** start Data excerpt **

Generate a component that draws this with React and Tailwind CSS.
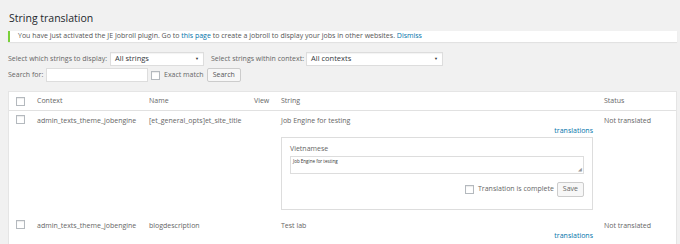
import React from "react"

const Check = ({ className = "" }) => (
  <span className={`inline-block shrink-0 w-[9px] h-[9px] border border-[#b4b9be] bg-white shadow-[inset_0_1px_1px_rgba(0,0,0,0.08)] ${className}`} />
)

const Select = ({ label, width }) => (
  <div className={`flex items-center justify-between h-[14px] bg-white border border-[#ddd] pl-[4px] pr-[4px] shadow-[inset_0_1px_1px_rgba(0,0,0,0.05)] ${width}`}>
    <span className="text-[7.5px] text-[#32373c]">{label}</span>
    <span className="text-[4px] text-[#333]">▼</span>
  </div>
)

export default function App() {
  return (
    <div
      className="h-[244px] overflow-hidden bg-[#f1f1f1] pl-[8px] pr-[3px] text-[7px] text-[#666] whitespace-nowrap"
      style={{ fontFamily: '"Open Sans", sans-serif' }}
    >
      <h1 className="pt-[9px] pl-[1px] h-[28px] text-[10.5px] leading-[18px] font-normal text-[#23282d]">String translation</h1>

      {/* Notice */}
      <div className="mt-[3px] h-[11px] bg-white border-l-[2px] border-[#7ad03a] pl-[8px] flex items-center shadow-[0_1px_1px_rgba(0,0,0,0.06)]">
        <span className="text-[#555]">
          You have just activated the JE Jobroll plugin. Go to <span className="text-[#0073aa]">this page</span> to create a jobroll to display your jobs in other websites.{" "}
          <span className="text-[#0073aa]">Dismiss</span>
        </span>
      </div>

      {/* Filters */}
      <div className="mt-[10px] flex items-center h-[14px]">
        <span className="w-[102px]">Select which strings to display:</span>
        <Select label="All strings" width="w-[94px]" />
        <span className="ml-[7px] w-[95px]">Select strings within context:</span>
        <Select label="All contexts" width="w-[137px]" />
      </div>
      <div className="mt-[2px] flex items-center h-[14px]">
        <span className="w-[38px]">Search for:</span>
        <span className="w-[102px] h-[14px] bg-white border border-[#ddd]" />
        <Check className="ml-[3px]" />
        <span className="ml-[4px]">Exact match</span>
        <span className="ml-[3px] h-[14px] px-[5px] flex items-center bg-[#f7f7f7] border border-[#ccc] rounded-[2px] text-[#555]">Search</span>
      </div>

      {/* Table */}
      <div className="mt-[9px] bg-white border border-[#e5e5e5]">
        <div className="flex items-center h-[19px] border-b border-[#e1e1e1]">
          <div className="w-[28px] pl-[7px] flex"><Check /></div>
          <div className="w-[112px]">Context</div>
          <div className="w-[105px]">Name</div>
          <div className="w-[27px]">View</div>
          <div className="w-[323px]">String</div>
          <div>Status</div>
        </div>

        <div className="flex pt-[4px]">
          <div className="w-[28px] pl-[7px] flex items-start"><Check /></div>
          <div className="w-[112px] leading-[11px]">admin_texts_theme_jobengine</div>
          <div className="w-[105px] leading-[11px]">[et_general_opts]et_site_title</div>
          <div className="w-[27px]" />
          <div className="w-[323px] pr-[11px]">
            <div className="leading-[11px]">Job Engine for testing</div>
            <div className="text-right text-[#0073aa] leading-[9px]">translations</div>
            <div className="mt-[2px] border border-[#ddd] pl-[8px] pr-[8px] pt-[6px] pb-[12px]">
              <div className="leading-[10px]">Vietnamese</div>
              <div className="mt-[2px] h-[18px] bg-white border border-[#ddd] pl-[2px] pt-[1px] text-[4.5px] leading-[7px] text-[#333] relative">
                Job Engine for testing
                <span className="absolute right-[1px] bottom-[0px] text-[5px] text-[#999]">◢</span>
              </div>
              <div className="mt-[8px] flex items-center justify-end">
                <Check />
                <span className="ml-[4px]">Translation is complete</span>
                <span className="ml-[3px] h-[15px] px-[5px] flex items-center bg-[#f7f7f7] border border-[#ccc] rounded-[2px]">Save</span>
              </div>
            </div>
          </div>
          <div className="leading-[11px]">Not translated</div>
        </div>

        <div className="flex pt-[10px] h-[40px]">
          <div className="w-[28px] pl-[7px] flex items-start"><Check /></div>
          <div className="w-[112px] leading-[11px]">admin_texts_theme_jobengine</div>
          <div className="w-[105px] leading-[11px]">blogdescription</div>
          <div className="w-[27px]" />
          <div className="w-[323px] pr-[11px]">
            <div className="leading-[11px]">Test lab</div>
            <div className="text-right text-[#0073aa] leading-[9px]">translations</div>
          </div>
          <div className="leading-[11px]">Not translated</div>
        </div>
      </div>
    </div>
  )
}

** end Data excerpt **

• [Stated exercise]:
Leave out all pictures, then copy the remaining material exactly.

• [Answer to the task]:
Generate a component that draws this with React and Tailwind CSS.
import React from "react"

const Check = ({ className = "" }) => (
  <span className={`inline-block shrink-0 w-[9px] h-[9px] border border-[#b4b9be] bg-white shadow-[inset_0_1px_1px_rgba(0,0,0,0.08)] ${className}`} />
)

const Select = ({ label, width }) => (
  <div className={`flex items-center justify-between h-[14px] bg-white border border-[#ddd] pl-[4px] pr-[4px] shadow-[inset_0_1px_1px_rgba(0,0,0,0.05)] ${width}`}>
    <span className="text-[7.5px] text-[#32373c]">{label}</span>
    <span className="text-[4px] text-[#333]">▼</span>
  </div>
)

export default function App() {
  return (
    <div
      className="h-[244px] overflow-hidden bg-[#f1f1f1] pl-[8px] pr-[3px] text-[7px] text-[#666] whitespace-nowrap"
      style={{ fontFamily: '"Open Sans", sans-serif' }}
    >
      <h1 className="pt-[9px] pl-[1px] h-[28px] text-[10.5px] leading-[18px] font-normal text-[#23282d]">String translation</h1>

      {/* Notice */}
      <div className="mt-[3px] h-[11px] bg-white border-l-[2px] border-[#7ad03a] pl-[8px] flex items-center shadow-[0_1px_1px_rgba(0,0,0,0.06)]">
        <span className="text-[#555]">
          You have just activated the JE Jobroll plugin. Go to <span className="text-[#0073aa]">this page</span> to create a jobroll to display your jobs in other websites.{" "}
          <span className="text-[#0073aa]">Dismiss</span>
        </span>
      </div>

      {/* Filters */}
      <div className="mt-[10px] flex items-center h-[14px]">
        <span className="w-[102px]">Select which strings to display:</span>
        <Select label="All strings" width="w-[94px]" />
        <span className="ml-[7px] w-[95px]">Select strings within context:</span>
        <Select label="All contexts" width="w-[137px]" />
      </div>
      <div className="mt-[2px] flex items-center h-[14px]">
        <span className="w-[38px]">Search for:</span>
        <span className="w-[102px] h-[14px] bg-white border border-[#ddd]" />
        <Check className="ml-[3px]" />
        <span className="ml-[4px]">Exact match</span>
        <span className="ml-[3px] h-[14px] px-[5px] flex items-center bg-[#f7f7f7] border border-[#ccc] rounded-[2px] text-[#555]">Search</span>
      </div>

      {/* Table */}
      <div className="mt-[9px] bg-white border border-[#e5e5e5]">
        <div className="flex items-center h-[19px] border-b border-[#e1e1e1]">
          <div className="w-[28px] pl-[7px] flex"><Check /></div>
          <div className="w-[112px]">Context</div>
          <div className="w-[105px]">Name</div>
          <div className="w-[27px]">View</div>
          <div className="w-[323px]">String</div>
          <div>Status</div>
        </div>

        <div className="flex pt-[4px]">
          <div className="w-[28px] pl-[7px] flex items-start"><Check /></div>
          <div className="w-[112px] leading-[11px]">admin_texts_theme_jobengine</div>
          <div className="w-[105px] leading-[11px]">[et_general_opts]et_site_title</div>
          <div className="w-[27px]" />
          <div className="w-[323px] pr-[11px]">
            <div className="leading-[11px]">Job Engine for testing</div>
            <div className="text-right text-[#0073aa] leading-[9px]">translations</div>
            <div className="mt-[2px] border border-[#ddd] pl-[8px] pr-[8px] pt-[6px] pb-[12px]">
              <div className="leading-[10px]">Vietnamese</div>
              <div className="mt-[2px] h-[18px] bg-white border border-[#ddd] pl-[2px] pt-[1px] text-[4.5px] leading-[7px] text-[#333] relative">
                Job Engine for testing
                <span className="absolute right-[1px] bottom-[0px] text-[5px] text-[#999]">◢</span>
              </div>
              <div className="mt-[8px] flex items-center justify-end">
                <Check />
                <span className="ml-[4px]">Translation is complete</span>
                <span className="ml-[3px] h-[15px] px-[5px] flex items-center bg-[#f7f7f7] border border-[#ccc] rounded-[2px]">Save</span>
              </div>
            </div>
          </div>
          <div className="leading-[11px]">Not translated</div>
        </div>

        <div className="flex pt-[10px] h-[40px]">
          <div className="w-[28px] pl-[7px] flex items-start"><Check /></div>
          <div className="w-[112px] leading-[11px]">admin_texts_theme_jobengine</div>
          <div className="w-[105px] leading-[11px]">blogdescription</div>
          <div className="w-[27px]" />
          <div className="w-[323px] pr-[11px]">
            <div className="leading-[11px]">Test lab</div>
            <div className="text-right text-[#0073aa] leading-[9px]">translations</div>
          </div>
          <div className="leading-[11px]">Not translated</div>
        </div>
      </div>
    </div>
  )
}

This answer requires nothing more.